As an alumni, I co-founded the MIT Sloan Alumni Group Affinity Council which connects alumni across multiple generations to serve the needs of the URM community at MIT Sloan. This has been a very active community, and engages students, alumni, and offices and administration.

I also chaired MIT Sloan’s Alumni Board’s D&I committee, and was a member of MIT Sloan Dean’s D&I Task Force, which led to the appointments of Fiona Murray and Ray Reagans as Associate Dean of Innovation & Inclusion and Associate Dean of Diversity, Equity & Inclusion, respectively.
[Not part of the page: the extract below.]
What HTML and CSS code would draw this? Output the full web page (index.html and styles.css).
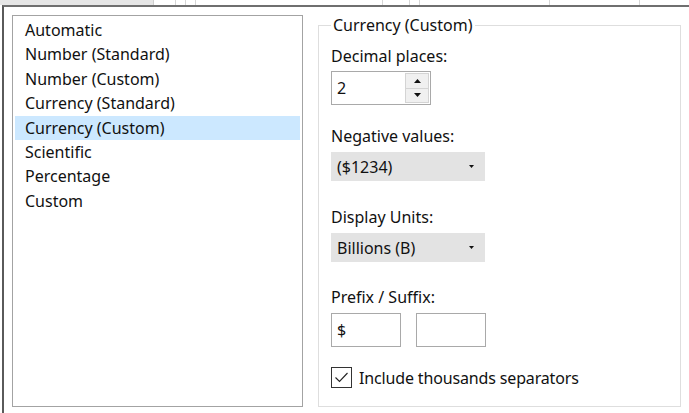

I give my time to support others on their journey, working with students in my role as an MIT Sloan Industry Advisor, a mentor in the MIT Graduate School Mentoring Circle and The Standard, a mentoring program for underrepresented MIT undergrads.

What has being a mentor taught you about the challenges students face bringing their full identity; and what advice would you give?

Being a mentor reminds me how stressful life can be at MIT and beyond.  Self-doubts and failures are part of life. It is ok to fail, and one big piece of advice I would give is to build the tools to be resilient in the face of inevitable failure and disappointment, and to learn from the mistakes.

Whether you are beginning your MIT Sloan experience or at an inflection point as you consider your next professional step, challenge yourself to explore opportunities to grow and, through your leadership skills, make change in the world. Even if you’re about to graduate or already have, there are opportunities to lead and make a difference for the community, as I have done for the last twenty years since graduation.